In Celtic cultures, it was common practice to produce toys out of rushes, much like how Brigid's cross are made in Irish culture, Morthwyl sinc (or 'Rygarug') are produced by the Welsh, they are woven by hand and teeth into a cocoon shaped encasing, inside there would be pebbles or possibly dried seeds to produce the rattling sound.

In colonial America, artisans made elaborate gold and silver baby rattles incorporating bells and whistles and teething devices made of coral.
 In 1777, in the early days of the American Revolution, John Hancock wrote to his wife, Dorothy Quincy Hancock saying, "I have sent everywhere to get a gold or silver rattle for the child, with a coral to send, but cannot get one." Their daughter Lydia later died at ten months of age.

Edith Wharton, who was born during the American Civil War, received a similar elaborate silver baby rattle as an infant, which was engraved with her name and had a coral teething extension.

==Modern rattles==

Rattles can be made of wood, plastic or cloth. Many of the rattles are brightly colored, have animal or flower shapes, and typically make sounds when shaken. These sounds can range from the dull sounds typical of wooden rattles to the jingling or bell type sounds that metal rattles make.

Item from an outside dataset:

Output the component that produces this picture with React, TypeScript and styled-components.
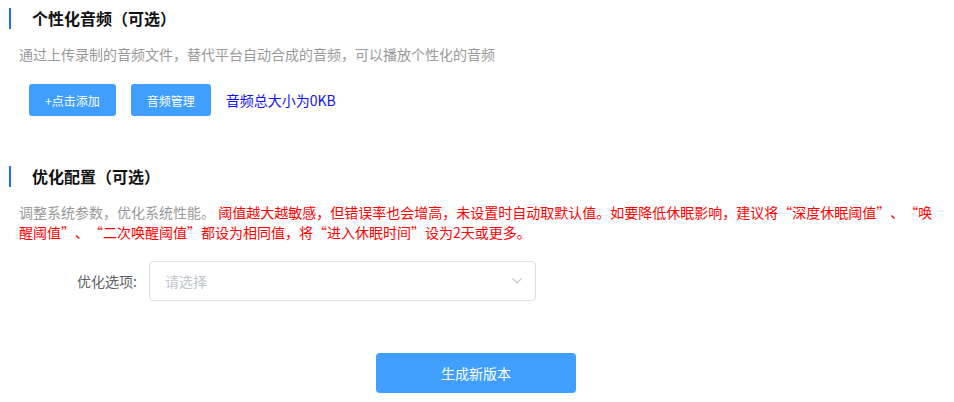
import React from "react";
import styled, { createGlobalStyle } from "styled-components";

const GlobalStyle = createGlobalStyle`
  html, body {
    margin: 0;
    padding: 0;
    background: #ffffff;
    font-family: "Noto Sans CJK SC", "Noto Sans", sans-serif;
  }
  * { box-sizing: border-box; }
`;

const Page = styled.div`
  width: 954px;
  padding: 8px 14px 0 9px;
`;

const Section = styled.section<{ $gap?: number }>`
  margin-top: ${(p) => p.$gap ?? 0}px;
`;

const Header = styled.div`
  display: flex;
  align-items: center;
  height: 21px;
  border-left: 2px solid #1f6fff;
  padding-left: 21px;
`;

const Title = styled.h2`
  margin: 0;
  font-size: 16px;
  line-height: 21px;
  font-weight: 700;
  color: #111111;
`;

const Desc = styled.p`
  margin: 15px 0 0 10px;
  font-size: 14px;
  line-height: 20px;
  color: #999999;
`;

const Warn = styled.span`
  color: #ff0000;
`;

/* full-width quotation mark: occupies one CJK cell */
const Quote = styled.span<{ $close?: boolean }>`
  display: inline-block;
  width: 14px;
  text-align: ${(p) => (p.$close ? "left" : "right")};
`;

const ButtonRow = styled.div`
  display: flex;
  align-items: center;
  gap: 15px;
  margin: 20px 0 0 20px;
`;

const SmallButton = styled.button`
  height: 32px;
  padding: 0 16px;
  border: none;
  border-radius: 3px;
  background: #409eff;
  color: #ffffff;
  font-family: inherit;
  font-size: 12px;
  cursor: pointer;
`;

const SizeText = styled.span`
  font-size: 14px;
  color: #1010ff;
`;

const FormRow = styled.div`
  display: flex;
  align-items: center;
  margin-top: 19px;
`;

const Label = styled.label`
  width: 140px;
  padding-right: 12px;
  text-align: right;
  font-size: 14px;
  color: #606266;
`;

const Select = styled.div`
  width: 387px;
  height: 40px;
  border: 1px solid #dcdfe6;
  border-radius: 4px;
  display: flex;
  align-items: center;
  justify-content: space-between;
  padding: 0 12px 0 15px;
`;

const Placeholder = styled.span`
  font-size: 14px;
  color: #c0c4cc;
`;

const Footer = styled.div`
  display: flex;
  justify-content: center;
  margin: 52px 0 0 3px;
`;

const PrimaryButton = styled.button`
  width: 200px;
  height: 40px;
  border: none;
  border-radius: 4px;
  background: #409eff;
  color: #ffffff;
  font-family: inherit;
  font-size: 14px;
  cursor: pointer;
`;

const Chevron = () => (
  <svg width="12" height="8" viewBox="0 0 12 8" fill="none">
    <path d="M1.5 1.5 L6 6 L10.5 1.5" stroke="#c0c4cc" strokeWidth="1.1" />
  </svg>
);

const Q = ({ children }: { children: string }) => (
  <>
    <Quote>“</Quote>
    {children}
    <Quote $close>”</Quote>
  </>
);

export default function App() {
  return (
    <>
      <GlobalStyle />
      <Page>
        <Section>
          <Header>
            <Title>个性化音频（可选）</Title>
          </Header>
          <Desc>通过上传录制的音频文件，替代平台自动合成的音频，可以播放个性化的音频</Desc>
          <ButtonRow>
            <SmallButton>+点击添加</SmallButton>
            <SmallButton>音频管理</SmallButton>
            <SizeText>音频总大小为0KB</SizeText>
          </ButtonRow>
        </Section>
        <Section $gap={50}>
          <Header>
            <Title>优化配置（可选）</Title>
          </Header>
          <Desc>
            调整系统参数，优化系统性能。{" "}
            <Warn>
              阈值越大越敏感，但错误率也会增高，未设置时自动取默认值。如要降低休眠影响，建议将
              <Q>深度休眠阈值</Q>、<Q>唤醒阈值</Q>、<Q>二次唤醒阈值</Q>都设为相同值，将
              <Q>进入休眠时间</Q>设为2天或更多。
            </Warn>
          </Desc>
          <FormRow>
            <Label>优化选项:</Label>
            <Select>
              <Placeholder>请选择</Placeholder>
              <Chevron />
            </Select>
          </FormRow>
        </Section>
        <Footer>
          <PrimaryButton>生成新版本</PrimaryButton>
        </Footer>
      </Page>
    </>
  );
}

Rattles provide a source of stimulation. Babies like the sounds they produce and follow the path of the rattle with their eyes, as well as giving them a sense of discovery as they try to grab and hold the rattle.

Many rattles have a dual function, doubling as teethers as babies grow. They have textured surfaces which are easy on the gums and provide the stimulation that babies need.